**DIRECTIONS:**
Look through the data below and return each line where "components" appears.

::::

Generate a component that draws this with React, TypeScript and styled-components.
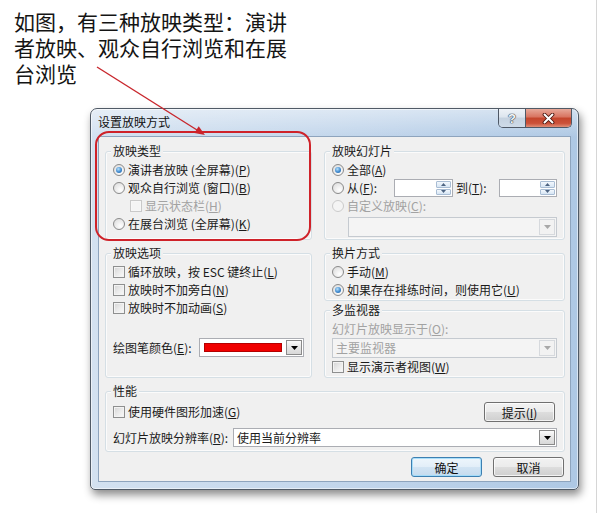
import React from "react";
import styled, { createGlobalStyle } from "styled-components";

const GlobalStyle = createGlobalStyle`
  html, body {
    margin: 0;
    padding: 0;
    background: #ffffff;
  }
  body {
    font-family: "Noto Sans CJK SC", "Noto Sans", sans-serif;
    font-size: 12px;
    color: #1b1b1b;
  }
`;

const Page = styled.div`
  position: relative;
  box-sizing: border-box;
  width: 597px;
  height: 513px;
  padding-top: 8px;
  border-right: 1px solid #d6d6d6;
  overflow: hidden;
`;

const Caption = styled.p`
  margin: 0 0 0 14px;
  font-size: 21px;
  line-height: 26px;
  color: #141414;
`;

const Window = styled.div`
  box-sizing: border-box;
  width: 489px;
  height: 382px;
  margin: 22px 0 0 90px;
  padding: 0 7px 7px;
  display: flex;
  flex-direction: column;
  border: 1px solid #505a66;
  border-radius: 7px 7px 5px 5px;
  background:
    linear-gradient(180deg, rgba(255, 255, 255, 0.45) 0px, rgba(255, 255, 255, 0) 28px),
    linear-gradient(90deg, #d3e1f0 0%, #c1d5eb 55%, #aec8e4 100%);
  box-shadow: 2px 5px 9px rgba(0, 0, 0, 0.45), inset 0 0 0 1px rgba(255, 255, 255, 0.55);
`;

const TitleBar = styled.div`
  display: flex;
  align-items: flex-start;
  height: 27px;
  margin-right: -1px;
`;

const TitleText = styled.span`
  flex: 1;
  padding-top: 6px;
  line-height: 14px;
  color: #111;
`;

const CaptionButtons = styled.div`
  display: flex;
  height: 18px;
  border: 1px solid #4e5866;
  border-top: none;
  border-radius: 0 0 5px 5px;
  overflow: hidden;
`;

const HelpButton = styled.div`
  width: 26px;
  display: flex;
  align-items: center;
  justify-content: center;
  border-right: 1px solid #4e5866;
  background: linear-gradient(180deg, #eef2f7 0%, #dde5ee 45%, #c5d2e0 50%, #cfdbe8 100%);
  font-family: "Liberation Sans", Arial, sans-serif;
  font-weight: bold;
  font-size: 13px;
  color: #f6f8fb;
  text-shadow: 0 0 1px #2d3a4a, 0 0 1px #2d3a4a, 0 0 1px #2d3a4a;
`;

const CloseButton = styled.div`
  width: 45px;
  display: flex;
  align-items: center;
  justify-content: center;
  background: linear-gradient(180deg, #e7a899 0%, #d8735f 45%, #c4452c 50%, #cc523a 80%, #e08f78 100%);
`;

const Client = styled.div`
  flex: 1;
  display: flex;
  flex-direction: column;
  padding: 7px 5px 4px 6px;
  border: 1px solid #8ea4bd;
  background: #f0f0f0;
`;

const Columns = styled.div`
  display: grid;
  grid-template-columns: 207px 241px;
  column-gap: 12px;
  align-items: start;
`;

const Column = styled.div`
  display: flex;
  flex-direction: column;
`;

const GroupBox = styled.div<{ $h: number; $mt: number }>`
  box-sizing: border-box;
  height: ${(p) => p.$h}px;
  margin-top: ${(p) => p.$mt}px;
  padding: 0 7px;
  border: 1px solid #d5dfe5;
  border-radius: 3px;
  box-shadow: inset 0 0 0 1px rgba(255, 255, 255, 0.7);
`;

const GroupTitle = styled.div`
  width: fit-content;
  margin: -8px 0 0 -2px;
  padding: 0 2px;
  line-height: 14px;
  background: #f0f0f0;
`;

const Rows = styled.div<{ $mt?: number }>`
  display: flex;
  flex-direction: column;
  margin-top: ${(p) => p.$mt ?? 3}px;
`;

const Row = styled.div<{ $indent?: number; $disabled?: boolean; $h?: number }>`
  display: flex;
  align-items: center;
  height: ${(p) => p.$h ?? 18}px;
  padding-left: ${(p) => p.$indent ?? 0}px;
  line-height: 18px;
  white-space: nowrap;
  color: ${(p) => (p.$disabled ? "#a2a2a2" : "#1b1b1b")};
`;

const Accel = styled.span`
  text-decoration: underline;
`;

const RadioMark = styled.span<{ $disabled?: boolean }>`
  box-sizing: border-box;
  flex: none;
  width: 12px;
  height: 12px;
  margin-right: 3px;
  display: inline-flex;
  align-items: center;
  justify-content: center;
  border-radius: 50%;
  border: 1px solid ${(p) => (p.$disabled ? "#cbcbcb" : "#8a8a8a")};
  background: ${(p) =>
    p.$disabled ? "#f4f4f4" : "radial-gradient(circle at 65% 70%, #ffffff 0%, #dadada 95%)"};
`;

const RadioDot = styled.span`
  width: 6px;
  height: 6px;
  border-radius: 50%;
  background: radial-gradient(circle at 40% 35%, #b8e2fb 0%, #3f8ad0 55%, #1c5896 100%);
`;

const CheckMark = styled.span<{ $disabled?: boolean }>`
  box-sizing: border-box;
  flex: none;
  width: 12px;
  height: 12px;
  margin-right: 3px;
  border: 1px solid ${(p) => (p.$disabled ? "#c9c9c9" : "#8e8f8f")};
  background: ${(p) =>
    p.$disabled ? "#f4f4f4" : "linear-gradient(135deg, #d4d4d4 0%, #ececec 55%, #fafafa 100%)"};
  box-shadow: inset 0 0 0 1px ${(p) => (p.$disabled ? "#f7f7f7" : "#f3f3f3")};
`;

const FieldLabel = styled.span<{ $w: number }>`
  width: ${(p) => p.$w}px;
  flex: none;
`;

const SpinBox = styled.div<{ $w: number }>`
  box-sizing: border-box;
  width: ${(p) => p.$w}px;
  height: 18px;
  display: flex;
  justify-content: flex-end;
  padding: 1px;
  border: 1px solid #abadb3;
  background: #ffffff;
`;

const SpinButtons = styled.div`
  width: 15px;
  display: flex;
  flex-direction: column;
  gap: 1px;
`;

const SpinHalf = styled.div`
  flex: 1;
  display: flex;
  align-items: center;
  justify-content: center;
  border: 1px solid #a9bdd4;
  border-radius: 1px;
  background: linear-gradient(180deg, #f3f8fd 0%, #d6e5f4 100%);
`;

const Combo = styled.div<{ $w?: number; $h?: number; $disabled?: boolean; $indent?: number }>`
  box-sizing: border-box;
  display: flex;
  align-items: stretch;
  width: ${(p) => (p.$w ? `${p.$w}px` : "auto")};
  height: ${(p) => p.$h ?? 19}px;
  margin-left: ${(p) => p.$indent ?? 0}px;
  padding: 1px;
  border: 1px solid ${(p) => (p.$disabled ? "#c5cad0" : "#abadb3")};
  background: ${(p) => (p.$disabled ? "#f4f4f4" : "#ffffff")};
`;

const ComboText = styled.div<{ $disabled?: boolean }>`
  flex: 1;
  padding-left: 2px;
  line-height: 15px;
  color: ${(p) => (p.$disabled ? "#a2a2a2" : "#1b1b1b")};
  white-space: nowrap;
`;

const Swatch = styled.div`
  flex: 1;
  margin: 3px 4px 3px 3px;
  background: #f00000;
  border: 1px solid #b40000;
`;

const DropButton = styled.div<{ $disabled?: boolean }>`
  box-sizing: border-box;
  width: 16px;
  display: flex;
  align-items: center;
  justify-content: center;
  border: 1px solid ${(p) => (p.$disabled ? "#d6d9dd" : "#8a8a8a")};
  background: ${(p) =>
    p.$disabled ? "#f2f2f2" : "linear-gradient(180deg, #fbfbfb 0%, #e6e6e6 50%, #d8d8d8 100%)"};
`;

const PenRow = styled(Row)`
  height: 19px;
  margin-top: 21px;
  justify-content: space-between;
`;

const PerfTop = styled.div`
  display: flex;
  align-items: center;
  justify-content: space-between;
  height: 20px;
  margin: 4px 2px 0 0;
`;

const PerfBottom = styled.div`
  display: flex;
  align-items: center;
  justify-content: space-between;
  height: 19px;
  margin-top: 6px;
  white-space: nowrap;
`;

const ButtonRow = styled.div`
  display: flex;
  justify-content: flex-end;
  gap: 11px;
  margin: 5px 1px 0 0;
`;

const PushButton = styled.button<{ $default?: boolean }>`
  box-sizing: border-box;
  width: 71px;
  height: 20px;
  padding: 0;
  font: inherit;
  font-size: 12px;
  line-height: 17px;
  color: #111;
  border: 1px solid ${(p) => (p.$default ? "#3c7fb1" : "#707070")};
  border-radius: 3px;
  background: ${(p) =>
    p.$default
      ? "linear-gradient(180deg, #eef6fc 0%, #e2eef8 50%, #d2e4f3 51%, #c5dbee 100%)"
      : "linear-gradient(180deg, #f2f2f2 0%, #ebebeb 50%, #dddddd 51%, #cfcfcf 100%)"};
  box-shadow: inset 0 0 0 1px ${(p) => (p.$default ? "rgba(160, 220, 250, 0.9)" : "rgba(255, 255, 255, 0.75)")};
`;

const Annotations = styled.svg`
  position: absolute;
  left: 0;
  top: 0;
  width: 600px;
  height: 513px;
  pointer-events: none;
`;

function DownArrow({ color = "#000" }: { color?: string }) {
  return (
    <svg width="7" height="4" viewBox="0 0 7 4">
      <polygon points="0,0 7,0 3.5,4" fill={color} />
    </svg>
  );
}

function Radio({ checked, disabled }: { checked?: boolean; disabled?: boolean }) {
  return <RadioMark $disabled={disabled}>{checked && <RadioDot />}</RadioMark>;
}

function Spin({ w }: { w: number }) {
  return (
    <SpinBox $w={w}>
      <SpinButtons>
        <SpinHalf>
          <svg width="5" height="3" viewBox="0 0 5 3">
            <polygon points="0,3 5,3 2.5,0" fill="#4d6482" />
          </svg>
        </SpinHalf>
        <SpinHalf>
          <svg width="5" height="3" viewBox="0 0 5 3">
            <polygon points="0,0 5,0 2.5,3" fill="#4d6482" />
          </svg>
        </SpinHalf>
      </SpinButtons>
    </SpinBox>
  );
}

export default function App() {
  return (
    <Page>
      <GlobalStyle />
      <Caption>
        如图，有三种放映类型：演讲
        <br />
        者放映、观众自行浏览和在展
        <br />
        台浏览
      </Caption>

      <Window>
        <TitleBar>
          <TitleText>设置放映方式</TitleText>
          <CaptionButtons>
            <HelpButton>?</HelpButton>
            <CloseButton>
              <svg width="13" height="11" viewBox="0 0 13 11">
                <path d="M2.5 1.5 L10.5 9.5 M10.5 1.5 L2.5 9.5" stroke="#4a150d" strokeWidth="3.8" strokeLinecap="round" />
                <path d="M2.5 1.5 L10.5 9.5 M10.5 1.5 L2.5 9.5" stroke="#ffffff" strokeWidth="2" strokeLinecap="round" />
              </svg>
            </CloseButton>
          </CaptionButtons>
        </TitleBar>

        <Client>
          <Columns>
            <Column>
              <GroupBox $h={89} $mt={7}>
                <GroupTitle>放映类型</GroupTitle>
                <Rows>
                  <Row>
                    <Radio checked />
                    演讲者放映 (全屏幕)(<Accel>P</Accel>)
                  </Row>
                  <Row>
                    <Radio />
                    观众自行浏览 (窗口)(<Accel>B</Accel>)
                  </Row>
                  <Row $indent={17} $disabled>
                    <CheckMark $disabled />
                    显示状态栏(<Accel>H</Accel>)
                  </Row>
                  <Row>
                    <Radio />
                    在展台浏览 (全屏幕)(<Accel>K</Accel>)
                  </Row>
                </Rows>
              </GroupBox>

              <GroupBox $h={125} $mt={13}>
                <GroupTitle>放映选项</GroupTitle>
                <Rows>
                  <Row>
                    <CheckMark />
                    循环放映，按 ESC 键终止(<Accel>L</Accel>)
                  </Row>
                  <Row>
                    <CheckMark />
                    放映时不加旁白(<Accel>N</Accel>)
                  </Row>
                  <Row>
                    <CheckMark />
                    放映时不加动画(<Accel>S</Accel>)
                  </Row>
                </Rows>
                <PenRow>
                  <span>
                    绘图笔颜色(<Accel>E</Accel>):
                  </span>
                  <Combo $w={105}>
                    <Swatch />
                    <DropButton>
                      <DownArrow />
                    </DropButton>
                  </Combo>
                </PenRow>
              </GroupBox>
            </Column>

            <Column>
              <GroupBox $h={89} $mt={7}>
                <GroupTitle>放映幻灯片</GroupTitle>
                <Rows>
                  <Row>
                    <Radio checked />
                    全部(<Accel>A</Accel>)
                  </Row>
                  <Row>
                    <Radio />
                    <FieldLabel $w={47}>
                      从(<Accel>F</Accel>):
                    </FieldLabel>
                    <Spin w={59} />
                    <FieldLabel $w={46} style={{ paddingLeft: 3, boxSizing: "border-box" }}>
                      到(<Accel>T</Accel>):
                    </FieldLabel>
                    <Spin w={58} />
                  </Row>
                  <Row $disabled>
                    <Radio disabled />
                    自定义放映(<Accel>C</Accel>):
                  </Row>
                </Rows>
                <Combo $h={20} $indent={16} $disabled style={{ marginTop: 2 }}>
                  <ComboText $disabled />
                  <DropButton $disabled>
                    <DownArrow color="#a8a8a8" />
                  </DropButton>
                </Combo>
              </GroupBox>

              <GroupBox $h={48} $mt={13}>
                <GroupTitle>换片方式</GroupTitle>
                <Rows>
                  <Row>
                    <Radio />
                    手动(<Accel>M</Accel>)
                  </Row>
                  <Row>
                    <Radio checked />
                    如果存在排练时间，则使用它(<Accel>U</Accel>)
                  </Row>
                </Rows>
              </GroupBox>

              <GroupBox $h={68} $mt={9}>
                <GroupTitle>多监视器</GroupTitle>
                <Rows>
                  <Row $disabled>
                    幻灯片放映显示于(<Accel>O</Accel>):
                  </Row>
                </Rows>
                <Combo $h={20} $disabled>
                  <ComboText $disabled>主要监视器</ComboText>
                  <DropButton $disabled>
                    <DownArrow color="#a8a8a8" />
                  </DropButton>
                </Combo>
                <Row>
                  <CheckMark />
                  显示演示者视图(<Accel>W</Accel>)
                </Row>
              </GroupBox>
            </Column>
          </Columns>

          <GroupBox $h={61} $mt={13}>
            <GroupTitle>性能</GroupTitle>
            <PerfTop>
              <Row>
                <CheckMark />
                使用硬件图形加速(<Accel>G</Accel>)
              </Row>
              <PushButton>
                提示(<Accel>I</Accel>)
              </PushButton>
            </PerfTop>
            <PerfBottom>
              <span>
                幻灯片放映分辨率(<Accel>R</Accel>):
              </span>
              <Combo $w={324}>
                <ComboText>使用当前分辨率</ComboText>
                <DropButton>
                  <DownArrow />
                </DropButton>
              </Combo>
            </PerfBottom>
          </GroupBox>

          <ButtonRow>
            <PushButton $default>确定</PushButton>
            <PushButton>取消</PushButton>
          </ButtonRow>
        </Client>
      </Window>

      <Annotations viewBox="0 0 600 513">
        <line x1="97" y1="67" x2="197" y2="130" stroke="#c8262c" strokeWidth="1.4" />
        <polygon points="205,135 194.4,133.1 198.7,126.3" fill="#c8262c" />
        <rect x="96" y="132" width="214" height="108" rx="13" fill="none" stroke="#cf2229" strokeWidth="2" />
      </Annotations>
    </Page>
  );
}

::::

**OUTPUT OF THE EXERCISE:**
Generate a component that draws this with React, TypeScript and styled-components.
import styled, { createGlobalStyle } from "styled-components";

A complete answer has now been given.